Voilà pourquoi le texte de la Nupes reste assez modéré dans ses ambitions et extrêmement prudent dans son intitulé. La députée socialiste Christine Pires Beaune a détaillé les précautions prises lors d’une conférence de presse le 21 septembre :

« Tous les mots du titre de cette proposition de loi ont été pesés au trébuchet. Donc “contribution” et pas “taxe”, vous l’aurez compris. C’est évidemment volontaire. “Additionnelle” pour passer simplement l’écueil de l’article 11. Et pourquoi “provisoire” ? Tout simplement parce qu’encore une fois on vous dit que c’est le contexte : à situation exceptionnelle, mesure exceptionnelle. On a des résultats au premier semestre 2022 équivalents à ceux de toute une année 2021, qui elle-même avait été supérieure à bien des années. »

Le texte est conjoncturel. Ses dispositions cesseront en 2025. Il vise toutes les grandes entreprises dont le chiffre d’affaires dépasse les 750 millions d’euros. La proposition de loi considère qu’il y a superprofit quand le bénéfice est supérieur de 25 % aux revenus constatés sur la moyenne des années 2017, 2018 et 2019, années normales d’exploitation. Si le texte est adopté, les superprofits seraient taxés de la façon suivante : à 20 % pour les bénéfices qui sont supérieurs de 25 % à la moyenne, à 25 % pour les bénéfices supérieurs de 50 % à la moyenne et à 33 % pour ceux qui sont au-delà de 75 %. Ce type de mesure n’est pas inédit. En 1916, le gouvernement français avait instauré une contribution sur les bénéfices de guerre, c’est-à-dire sur les superprofits réalisés par les industries de l’armement tandis que les poilus versaient leur sang dans les tranchées.

La contre-offensive de Le Maire

Mais rien n’arrête Bruno Le Maire dans sa croisade contre la taxation des superprofits. Toujours sur France Inter, il a soutenu que cette dernière serait inutile, puisque les mécanismes de régulation existants empêchent la constitution de rentes. Pour étayer son affirmation, le ministre brandit l’exemple du bouclier tarifaire pour 2023 : « Je rappelle que les tarifs auraient dû augmenter de 100 %. Ils vont augmenter de 15 %. Je rappelle que ça coûte, en coût brut, ce que l’État va sortir, 45 milliards d’euros. Mais en coût net, 16 milliards d’euros seulement. Pourquoi ? Parce que nous récupérons la rente des energéticiens, d’Engie, de Total, d’EDF ».

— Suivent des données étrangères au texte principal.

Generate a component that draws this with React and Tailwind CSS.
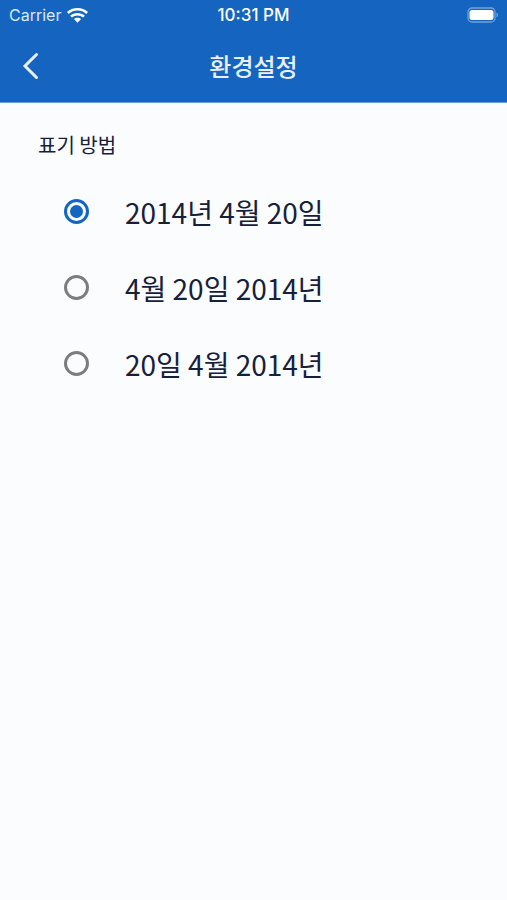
import React, { useState } from "react";

const formats = [
  { id: "ymd", label: "2014년 4월 20일" },
  { id: "mdy", label: "4월 20일 2014년" },
  { id: "dmy", label: "20일 4월 2014년" },
];

function StatusBar() {
  return (
    <div className="grid h-[30px] grid-cols-3 items-center px-[9px] font-['Inter',sans-serif] text-[16px] leading-[18px] text-white">
      <div className="flex items-center gap-[6px] text-[#dce9f8]">
        <span>Carrier</span>
        <svg className="h-[15px] w-[21px]" viewBox="0 0 20 15" preserveAspectRatio="none" fill="#fff" aria-hidden="true">
          <path d="M10 0C6.100 0 2.600 1.500 0 4l1.700 1.900C3.900 3.800 6.800 2.600 10 2.600s6.100 1.200 8.300 3.300L20 4C17.400 1.500 13.900 0 10 0z" />
          <path d="M10 5c-2.700 0-5.100 1-7 2.700l1.700 1.900C6.100 8.300 8 7.600 10 7.600s3.900.7 5.300 2L17 7.700C15.100 6 12.700 5 10 5z" />
          <path d="M10 9.800c-1.300 0-2.500.5-3.400 1.300L10 14.700l3.400-3.600c-.9-.8-2.100-1.300-3.400-1.300z" />
        </svg>
      </div>
      <span className="text-center text-[17px] font-medium">10:31 PM</span>
      <div className="flex justify-end">
        <svg className="h-[16px] w-[32px]" viewBox="0 0 32 16" aria-hidden="true">
          <rect x="2" y="1" width="27" height="14" rx="4" fill="none" stroke="#6fa2dc" strokeWidth="1.300" />
          <rect x="3.500" y="3" width="24" height="10" rx="2.500" fill="#fff" />
          <path d="M30.500 5.500v5c2-1 2-4 0-5z" fill="#6fa2dc" />
        </svg>
      </div>
    </div>
  );
}

export default function App() {
  const [selected, setSelected] = useState("ymd");
  return (
    <div className="min-h-screen bg-[#fafcfe] font-['Noto_Sans_CJK_KR',sans-serif] text-[#17203a]">
      <header className="border-b border-[#6b9fd9] bg-[#1565c0]">
        <StatusBar />
        <div className="grid h-[72px] grid-cols-[60px_1fr_60px] items-center">
          <button type="button" aria-label="뒤로" className="flex h-full items-center pl-[22px]">
            <svg className="h-[28px] w-[18px]" viewBox="0 0 18 28" fill="none" stroke="#e8f1fb" strokeWidth="3" strokeLinecap="round" aria-hidden="true">
              <path d="M14.500 2.500L3 14l11.500 11.500" />
            </svg>
          </button>
          <h1 className="text-center text-[24px] leading-[36px] font-medium text-[#e8f1fb]">환경설정</h1>
        </div>
      </header>
      <main>
        <fieldset>
          <legend className="px-[38px] pt-[28px] text-[20px] leading-[28px]">표기 방법</legend>
          <div className="pt-[14px]">
            {formats.map(({ id, label }) => (
              <label key={id} className="flex h-[76px] items-center gap-[36px] px-[64px]">
                <input
                  type="radio"
                  name="date-format"
                  checked={selected === id}
                  onChange={() => setSelected(id)}
                  className="size-[25px] shrink-0 appearance-none rounded-full border-3 border-[#7d7d80] checked:border-[#1565c0] checked:bg-[#1565c0] checked:bg-clip-content checked:p-[3px]"
                />
                <span className="pt-[2px] text-[28px] leading-[40px]">{label}</span>
              </label>
            ))}
          </div>
        </fieldset>
      </main>
    </div>
  );
}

C’est le moment de sortir la calculette : 45 milliards moins 16 milliards, ça fait 29 milliards. D’où viennent ces 29 milliards qui vont tomber dans les caisses de l’État ? Des énergies renouvelables. Jusqu’à présent, quand le coût de l’électricité produite par le solaire ou l’éolien était supérieur au prix du marché, l’État compensait la différence. Mais le prix du mégawatt-heure (MWh) a été multiplié par douze en un an. Du coup, plus besoin de subventions. Les énergéticiens du solaire et de l’éolien vont rétrocéder à l’État 19 milliards de bénéfices. Ils vont également payer la CSPE, la Contribution au service public de l’électricité, taxe sur le transport de l’électricité pour un montant de 9 milliards, que l’État, jusqu’à présent, payait à leur place. Cet argent restera donc dans les caisses de Bercy. Le milliard restant provient de l’hydroélectricité.

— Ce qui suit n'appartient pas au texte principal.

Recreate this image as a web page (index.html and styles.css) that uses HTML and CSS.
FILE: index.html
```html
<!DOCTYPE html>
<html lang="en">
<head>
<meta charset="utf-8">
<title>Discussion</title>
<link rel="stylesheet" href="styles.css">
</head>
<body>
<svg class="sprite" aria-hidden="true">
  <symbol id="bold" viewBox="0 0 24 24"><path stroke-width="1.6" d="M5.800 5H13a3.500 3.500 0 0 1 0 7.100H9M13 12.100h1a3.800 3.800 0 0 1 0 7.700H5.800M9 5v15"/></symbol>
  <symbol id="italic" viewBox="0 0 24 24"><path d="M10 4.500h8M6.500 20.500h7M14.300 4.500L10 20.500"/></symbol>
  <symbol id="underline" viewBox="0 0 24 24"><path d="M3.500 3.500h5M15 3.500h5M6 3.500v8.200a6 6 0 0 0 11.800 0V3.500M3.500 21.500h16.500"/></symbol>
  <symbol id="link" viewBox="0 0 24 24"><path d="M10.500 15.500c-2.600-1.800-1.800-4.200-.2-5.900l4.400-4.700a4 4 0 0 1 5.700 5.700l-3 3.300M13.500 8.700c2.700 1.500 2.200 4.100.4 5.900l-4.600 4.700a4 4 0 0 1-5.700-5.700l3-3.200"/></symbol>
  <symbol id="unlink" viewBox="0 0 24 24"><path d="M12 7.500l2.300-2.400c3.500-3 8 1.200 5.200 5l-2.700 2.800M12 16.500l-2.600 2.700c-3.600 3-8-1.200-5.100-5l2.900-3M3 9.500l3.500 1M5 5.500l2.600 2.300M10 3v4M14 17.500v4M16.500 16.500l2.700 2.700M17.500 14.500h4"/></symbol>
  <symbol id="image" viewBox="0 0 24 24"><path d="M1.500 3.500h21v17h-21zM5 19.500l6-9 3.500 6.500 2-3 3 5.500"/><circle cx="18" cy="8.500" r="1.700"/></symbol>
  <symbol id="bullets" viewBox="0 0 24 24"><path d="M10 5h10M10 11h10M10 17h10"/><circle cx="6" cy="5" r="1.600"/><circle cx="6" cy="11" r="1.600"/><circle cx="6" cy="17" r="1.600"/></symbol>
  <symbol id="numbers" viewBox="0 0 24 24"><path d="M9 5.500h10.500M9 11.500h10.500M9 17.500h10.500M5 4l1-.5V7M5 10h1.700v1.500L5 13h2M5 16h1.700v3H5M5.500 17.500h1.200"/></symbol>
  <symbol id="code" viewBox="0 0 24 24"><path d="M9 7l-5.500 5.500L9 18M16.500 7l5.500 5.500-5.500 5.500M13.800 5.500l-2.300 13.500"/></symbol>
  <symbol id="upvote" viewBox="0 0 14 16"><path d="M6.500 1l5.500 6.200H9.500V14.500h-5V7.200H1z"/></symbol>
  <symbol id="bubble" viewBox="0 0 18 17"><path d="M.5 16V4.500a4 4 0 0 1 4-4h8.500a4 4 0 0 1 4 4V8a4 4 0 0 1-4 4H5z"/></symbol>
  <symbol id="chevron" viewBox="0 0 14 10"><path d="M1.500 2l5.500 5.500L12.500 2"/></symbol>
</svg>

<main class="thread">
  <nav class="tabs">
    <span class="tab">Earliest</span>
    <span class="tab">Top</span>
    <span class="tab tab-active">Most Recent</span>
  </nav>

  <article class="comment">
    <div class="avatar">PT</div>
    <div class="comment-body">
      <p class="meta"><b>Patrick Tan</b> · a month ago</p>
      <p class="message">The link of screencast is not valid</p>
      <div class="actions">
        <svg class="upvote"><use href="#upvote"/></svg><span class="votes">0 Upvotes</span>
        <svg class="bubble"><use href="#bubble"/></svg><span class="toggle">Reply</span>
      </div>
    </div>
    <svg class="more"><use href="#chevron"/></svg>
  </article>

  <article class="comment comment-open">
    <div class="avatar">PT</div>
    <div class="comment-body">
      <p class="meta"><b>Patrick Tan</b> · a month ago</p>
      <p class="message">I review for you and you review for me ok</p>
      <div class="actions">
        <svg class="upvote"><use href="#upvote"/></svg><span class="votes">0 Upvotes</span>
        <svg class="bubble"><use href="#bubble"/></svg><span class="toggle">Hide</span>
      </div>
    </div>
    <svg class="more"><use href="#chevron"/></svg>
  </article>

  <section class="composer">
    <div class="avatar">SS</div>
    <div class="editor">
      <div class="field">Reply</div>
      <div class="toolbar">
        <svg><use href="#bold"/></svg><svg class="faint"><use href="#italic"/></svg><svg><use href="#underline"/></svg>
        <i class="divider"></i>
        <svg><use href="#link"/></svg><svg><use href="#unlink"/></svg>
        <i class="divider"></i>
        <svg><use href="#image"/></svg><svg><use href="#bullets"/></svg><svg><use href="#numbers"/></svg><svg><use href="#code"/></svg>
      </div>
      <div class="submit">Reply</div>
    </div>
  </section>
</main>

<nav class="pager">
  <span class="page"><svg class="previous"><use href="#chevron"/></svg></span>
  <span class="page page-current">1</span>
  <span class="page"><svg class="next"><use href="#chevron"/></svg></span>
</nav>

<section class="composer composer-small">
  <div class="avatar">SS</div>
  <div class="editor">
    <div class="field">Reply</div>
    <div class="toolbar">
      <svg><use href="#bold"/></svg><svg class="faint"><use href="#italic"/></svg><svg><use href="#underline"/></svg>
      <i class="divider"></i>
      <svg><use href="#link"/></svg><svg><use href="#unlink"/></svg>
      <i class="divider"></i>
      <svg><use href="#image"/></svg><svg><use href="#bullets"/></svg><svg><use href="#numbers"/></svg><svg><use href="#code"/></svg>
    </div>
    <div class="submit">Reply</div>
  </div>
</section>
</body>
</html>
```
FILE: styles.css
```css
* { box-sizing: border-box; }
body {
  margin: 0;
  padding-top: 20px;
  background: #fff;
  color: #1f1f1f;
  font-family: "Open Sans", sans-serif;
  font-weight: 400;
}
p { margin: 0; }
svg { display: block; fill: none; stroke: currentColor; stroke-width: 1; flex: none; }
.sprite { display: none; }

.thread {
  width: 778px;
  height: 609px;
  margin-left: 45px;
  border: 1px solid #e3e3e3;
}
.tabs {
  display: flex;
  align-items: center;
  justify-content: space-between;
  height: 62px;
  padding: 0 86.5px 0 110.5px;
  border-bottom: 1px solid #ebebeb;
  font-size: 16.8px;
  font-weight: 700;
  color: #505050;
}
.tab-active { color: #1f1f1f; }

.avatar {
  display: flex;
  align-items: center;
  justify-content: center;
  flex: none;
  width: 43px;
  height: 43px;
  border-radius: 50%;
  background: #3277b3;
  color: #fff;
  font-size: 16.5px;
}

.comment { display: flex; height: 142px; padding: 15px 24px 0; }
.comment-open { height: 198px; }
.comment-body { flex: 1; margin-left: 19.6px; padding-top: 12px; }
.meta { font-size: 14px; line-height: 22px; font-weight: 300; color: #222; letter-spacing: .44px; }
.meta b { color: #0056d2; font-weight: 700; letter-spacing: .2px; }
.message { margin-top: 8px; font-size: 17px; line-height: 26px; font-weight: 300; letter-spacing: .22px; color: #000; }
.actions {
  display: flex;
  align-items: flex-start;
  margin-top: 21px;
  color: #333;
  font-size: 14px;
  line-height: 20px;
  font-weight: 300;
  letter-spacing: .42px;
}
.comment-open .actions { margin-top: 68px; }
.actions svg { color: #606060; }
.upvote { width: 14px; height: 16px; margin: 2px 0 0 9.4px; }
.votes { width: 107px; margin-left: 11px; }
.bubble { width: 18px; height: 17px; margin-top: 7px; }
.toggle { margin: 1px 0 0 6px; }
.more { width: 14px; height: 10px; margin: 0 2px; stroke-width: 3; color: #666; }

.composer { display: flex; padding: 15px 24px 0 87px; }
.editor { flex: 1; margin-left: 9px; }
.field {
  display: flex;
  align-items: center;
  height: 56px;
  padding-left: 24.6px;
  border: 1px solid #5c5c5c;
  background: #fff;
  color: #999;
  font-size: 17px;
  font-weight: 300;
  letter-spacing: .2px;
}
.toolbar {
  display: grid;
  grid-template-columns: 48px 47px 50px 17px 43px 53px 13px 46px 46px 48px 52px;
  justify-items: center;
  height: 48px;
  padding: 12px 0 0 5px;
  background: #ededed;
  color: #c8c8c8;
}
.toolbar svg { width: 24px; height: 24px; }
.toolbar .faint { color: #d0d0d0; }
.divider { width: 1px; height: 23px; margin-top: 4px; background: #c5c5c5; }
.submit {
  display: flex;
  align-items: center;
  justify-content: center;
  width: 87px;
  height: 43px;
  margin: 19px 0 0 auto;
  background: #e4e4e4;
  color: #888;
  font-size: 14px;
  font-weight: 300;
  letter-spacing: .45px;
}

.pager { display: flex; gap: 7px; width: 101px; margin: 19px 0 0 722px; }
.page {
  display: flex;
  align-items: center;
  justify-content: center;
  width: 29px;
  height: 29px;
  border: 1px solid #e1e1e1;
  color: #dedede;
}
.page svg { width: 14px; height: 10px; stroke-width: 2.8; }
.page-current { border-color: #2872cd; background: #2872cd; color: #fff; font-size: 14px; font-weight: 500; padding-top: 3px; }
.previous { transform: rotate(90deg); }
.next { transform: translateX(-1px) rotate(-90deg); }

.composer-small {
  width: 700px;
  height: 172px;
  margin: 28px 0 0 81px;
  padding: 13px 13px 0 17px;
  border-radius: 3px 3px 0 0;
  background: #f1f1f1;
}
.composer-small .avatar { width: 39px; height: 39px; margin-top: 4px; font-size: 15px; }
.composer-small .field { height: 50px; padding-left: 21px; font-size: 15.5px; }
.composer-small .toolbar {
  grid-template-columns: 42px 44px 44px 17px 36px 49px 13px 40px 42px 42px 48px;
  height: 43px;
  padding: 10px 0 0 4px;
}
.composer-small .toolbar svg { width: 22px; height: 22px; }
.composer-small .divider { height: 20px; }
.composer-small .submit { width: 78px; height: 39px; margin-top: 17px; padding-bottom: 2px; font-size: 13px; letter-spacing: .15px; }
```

Si ce mécanisme de compensation allège la facture du consommateur, il ne réduit en rien les gigantesques marges réalisées sur les énergies fossiles par Total ou Engie par exemple. En tant que producteurs d’énergie renouvelable, ces deux sociétés ont été aidées par l’État, malgré les profits réalisés sur le pétrole ou le gaz. Le paradoxe ne s’arrête pas là. Cet argent rendu par les grands groupes au titre de producteurs d’énergie renouvelable va alimenter la cagnotte du bouclier tarifaire. Autrement dit, les énergies renouvelables vont subventionner une partie des énergies fossiles.